Toda a história do negócio nos mostra que a EDP soube defender, como lhe compete, os interesses dos seus accionistas e que o Governo não foi capaz de lhe exigir todas as contrapartidas fiscais ao seu alcance. Em causa não estava um negócio banal entre privados, mas uma concessão cuja transmissão exigia uma autorização do Estado. Sendo assim, tendo nas mãos os trunfos do processo, o Governo dispunha de condições para impor as regras do jogo. Bastava-lhe fazer depender a autorização da cedência das concessões a um modelo de negócio que dispensasse tanta engenharia financeira. E que colocasse dúvidas sobre a cobrança de impostos. Como não o fez, uma venda acabou por dar lugar a uma fusão. Tinha nascido o pecado original.

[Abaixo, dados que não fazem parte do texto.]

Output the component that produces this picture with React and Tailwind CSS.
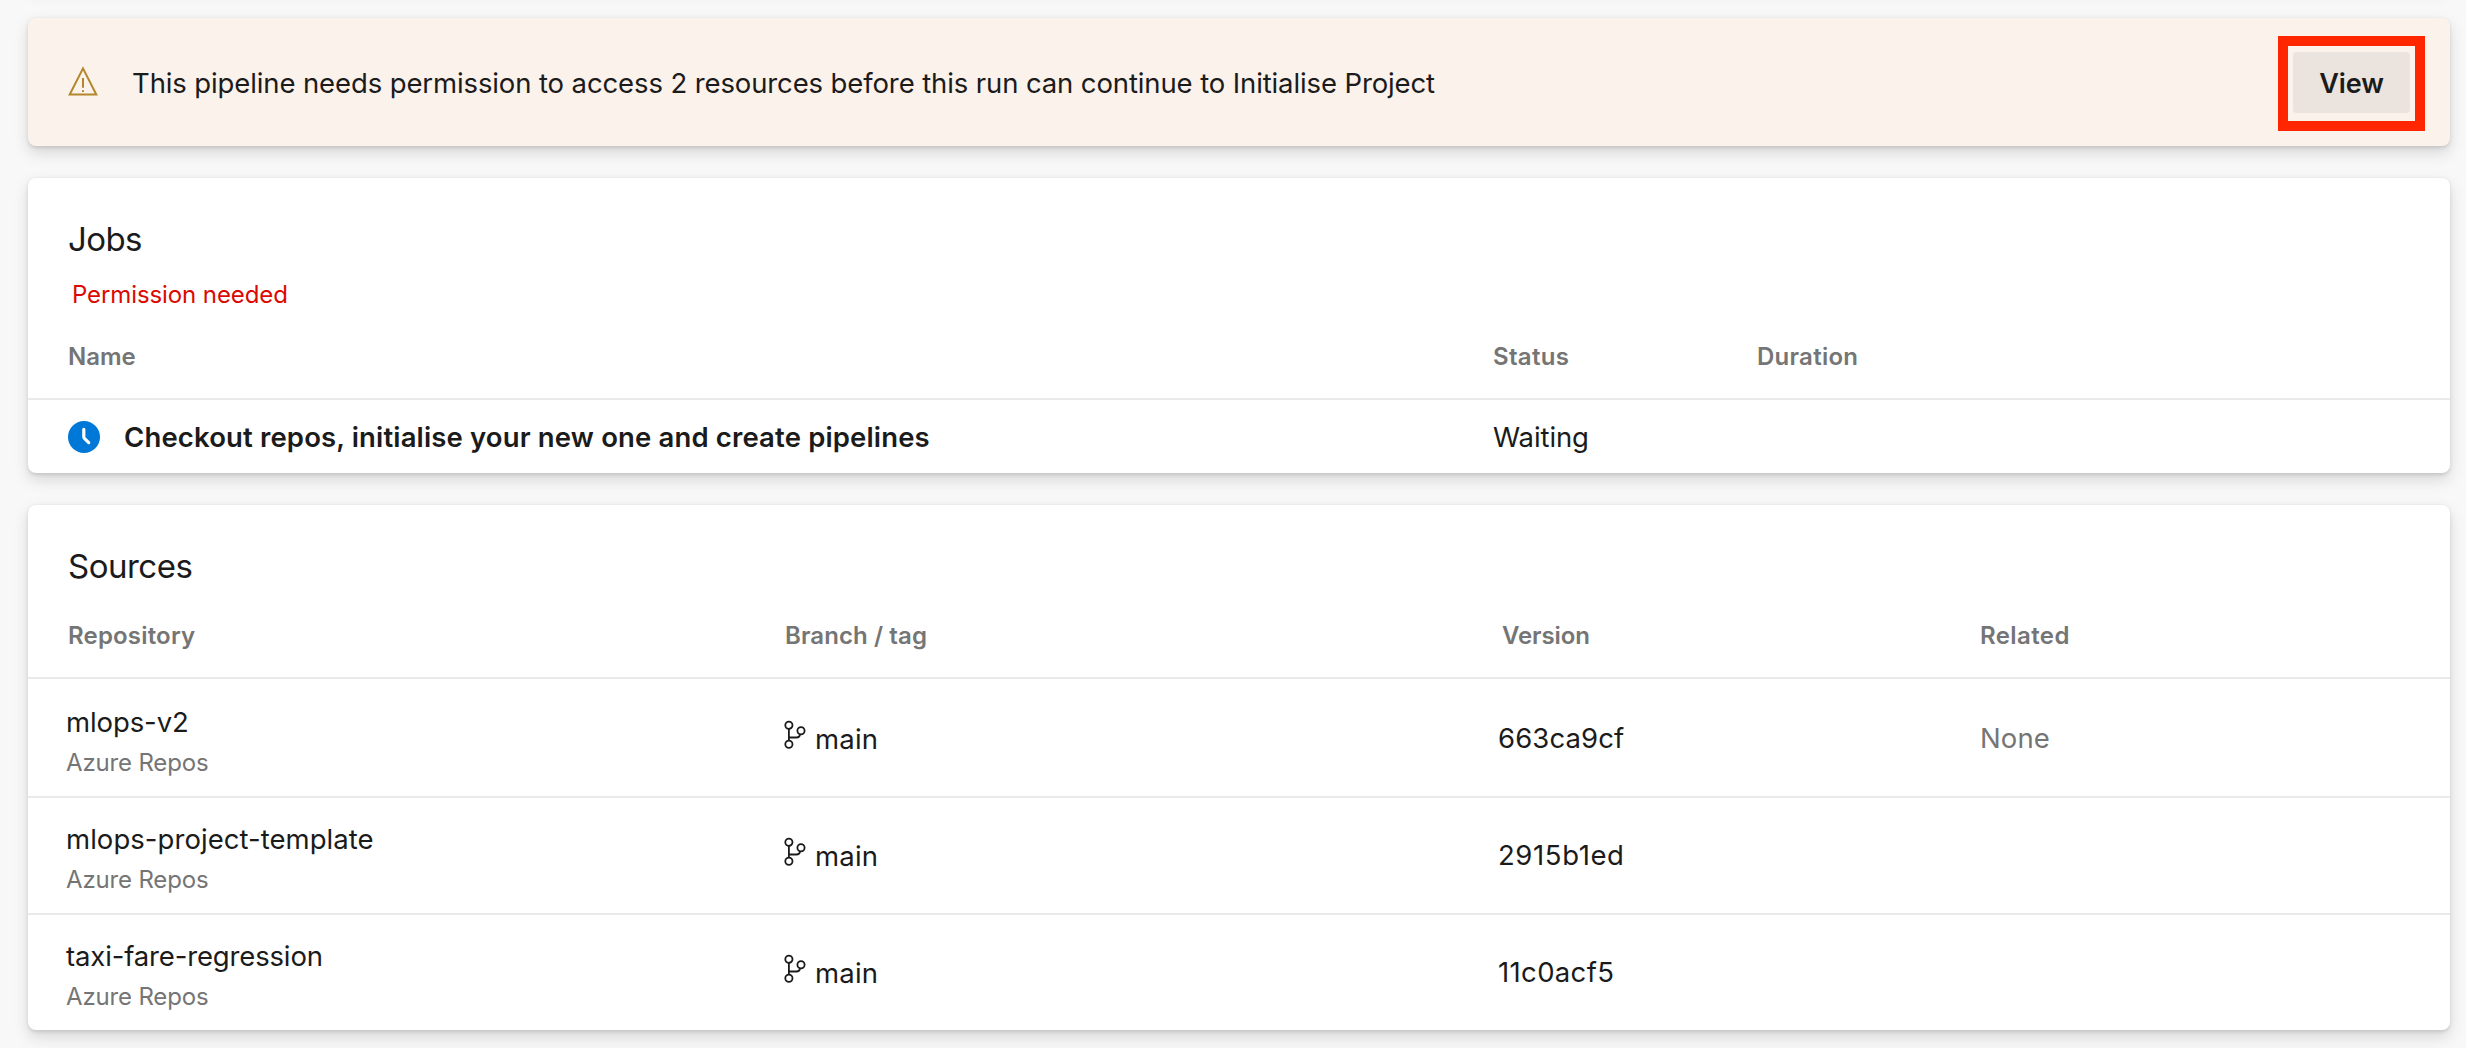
import React from "react";

const cardShadow =
  "rounded-lg shadow-[0_6.4px_14.4px_rgba(0,0,0,0.132),0_1.2px_3.6px_rgba(0,0,0,0.108)]";

const repositories = [
  {
    name: "mlops-v2",
    nameClass: "tracking-[-0.1px]",
    version: "663ca9cf",
    versionClass: "tracking-[0.1px]",
    related: "None",
  },
  {
    name: "mlops-project-template",
    nameClass: "tracking-[0.05px]",
    version: "2915b1ed",
    versionClass: "tracking-[0.6px]",
  },
  {
    name: "taxi-fare-regression",
    nameClass: "tracking-[-0.15px]",
    version: "11c0acf5",
    versionClass: "tracking-[0.35px]",
  },
];

function WarningIcon() {
  return (
    <svg className="mt-[3px] h-[30px] w-[30px] shrink-0" viewBox="0 0 30 30" fill="none">
      <path d="M15 2.4 28.3 28.6H1.7Z" stroke="#b3862a" strokeWidth="2" />
      <path d="M15 12v9.8M15 24.2v1.9" stroke="#b3862a" strokeWidth="2" />
    </svg>
  );
}

function WaitingIcon() {
  return (
    <svg className="mt-1 h-8 w-8 shrink-0" viewBox="0 0 32 32" fill="none">
      <circle cx="16" cy="16" r="16" fill="#0078d7" />
      <path
        d="M15.8 8.4v7.4q0 .9.6 1.5l4.3 4.3"
        stroke="#fff"
        strokeWidth="3.2"
        strokeLinecap="round"
        strokeLinejoin="round"
      />
    </svg>
  );
}

function BranchIcon() {
  return (
    <svg className="h-[30px] w-6 shrink-0" viewBox="0 0 24 30" fill="none" stroke="#1b1b1b" strokeWidth="1.8">
      <circle cx="5.9" cy="5.2" r="3.6" />
      <circle cx="18" cy="10.7" r="3.6" />
      <circle cx="5.9" cy="24.3" r="3.6" />
      <path d="M5.9 8.8v11.9M5.9 17.5H13.6c2 0 3.1-.9 3.5-3.2" />
    </svg>
  );
}

function ColumnTitle({ className = "", children }) {
  return (
    <div className={`text-2xl leading-[31px] font-semibold text-[#757575] ${className}`}>
      {children}
    </div>
  );
}

function Banner() {
  return (
    <section className={`flex h-32 items-start bg-[#fbf2ec] pr-10 pl-10 ${cardShadow}`}>
      <div className="flex grow pt-[45px]">
        <WarningIcon />
        <p className="ml-[34px] text-[27.5px] leading-10 tracking-[-0.117px]">
          This pipeline needs permission to access 2 resources before this run can continue to
          Initialise Project
        </p>
      </div>
      <button className="relative mt-[34px] h-[61px] w-[117px] shrink-0 rounded bg-[#ebe3de] pt-3 pb-[9px] text-[27px] leading-10 font-semibold tracking-[-0.1px]">
        View
        <span className="pointer-events-none absolute -top-4 -right-[15px] -bottom-[18px] -left-[15px] border-10 border-[#ff2600]" />
      </button>
    </section>
  );
}

function Jobs() {
  return (
    <section className={`h-[295px] bg-white pt-[41px] ${cardShadow}`}>
      <h2 className="pl-10 text-[33px] leading-10 tracking-[-0.6px]">Jobs</h2>
      <p className="mt-5 pl-11 text-2xl leading-[31px] tracking-[-0.1px] text-[#da0a00]">
        Permission needed
      </p>
      <div className="mt-[31px] grid grid-cols-[1425px_264px_1fr] border-b-2 border-[#eaeaea] pb-[26px] pl-10">
        <ColumnTitle>Name</ColumnTitle>
        <ColumnTitle className="tracking-[0.3px]">Status</ColumnTitle>
        <ColumnTitle className="tracking-[0.26px]">Duration</ColumnTitle>
      </div>
      <div className="grid grid-cols-[1425px_264px_1fr] pt-[17px] pl-10 text-[27.5px] leading-10">
        <div className="flex">
          <WaitingIcon />
          <span className="ml-6 font-semibold tracking-[0.15px]">
            Checkout repos, initialise your new one and create pipelines
          </span>
        </div>
        <div className="tracking-[-0.1px]">Waiting</div>
      </div>
    </section>
  );
}

function Sources() {
  return (
    <section className={`h-[525px] bg-white pt-[41px] ${cardShadow}`}>
      <h2 className="pl-10 text-[33px] leading-10 tracking-[-0.5px]">Sources</h2>
      <div className="mt-[34px] grid grid-cols-[717px_717px_478px_1fr] border-b-2 border-[#eaeaea] pb-[26px] pl-10">
        <ColumnTitle className="tracking-[0.18px]">Repository</ColumnTitle>
        <ColumnTitle className="tracking-[0.1px]">Branch / tag</ColumnTitle>
        <ColumnTitle className="tracking-[-0.1px]">Version</ColumnTitle>
        <ColumnTitle className="tracking-[0.4px]">Related</ColumnTitle>
      </div>
      {repositories.map((repo) => (
        <div
          key={repo.name}
          className="grid h-[117px] grid-cols-[717px_715px_481px_1fr] border-t-2 border-[#eaeaea] pl-[38px] text-[27.5px] leading-10 [&:nth-child(3)]:border-transparent"
        >
          <div className="pt-[21px]">
            <div className={repo.nameClass}>{repo.name}</div>
            <div className="mt-[5px] text-2xl leading-[31px] tracking-[-0.16px] text-[#757575]">
              Azure Repos
            </div>
          </div>
          <div className="flex pt-[38px]">
            <div className="mt-px">
              <BranchIcon />
            </div>
            <span className="ml-2 tracking-[0.2px]">main</span>
          </div>
          <div className={`pt-[37px] ${repo.versionClass}`}>{repo.version}</div>
          <div className="pt-[37px] pl-px tracking-[0.1px] text-[#757575]">{repo.related}</div>
        </div>
      ))}
    </section>
  );
}

export default function App() {
  return (
    <main className="flex h-[1048px] w-[2466px] flex-col gap-8 overflow-hidden bg-[#f8f8f8] pr-4 pl-7 font-['Inter',sans-serif] text-[#1b1b1b]">
      <div className={`-mt-[34px] h-5 shrink-0 bg-white ${cardShadow}`} />
      <div className="flex shrink-0 flex-col gap-8">
        <Banner />
        <Jobs />
        <Sources />
      </div>
    </main>
  );
}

Acreditar que o negócio tinha de ser assim é desacreditar o papel do Estado na defesa do interesse geral. Se a estratégia escolhida gerava dúvidas sobre a cobrança do imposto de selo, havia que escolher outra. Mas, mesmo optando pela via por que se optou, seria exigível ver os membros do Governo dizer que, até prova em contrário, os impostos teriam de ser cobrados, em vez de assumirem uma atitude tíbia que remete para uma divisão administrativa uma decisão do foro político. O Governo tem dificuldade em explicar a sua gestão do processo e necessita de expedientes para responder às investidas do Bloco e do PSD.
Nada indica que a história acabe bem. O negócio fez-se no âmbito da lei e fez-se com o aval do Estado. Se a AT decidir que o imposto tem de ser pago, anuncia-se uma batalha jurídica longa e penosa. Não será talvez o maior problema. O dano maior está na ideia segundo a qual o poder político está refém dos grandes interesses – que ganha lastro com este infeliz caso.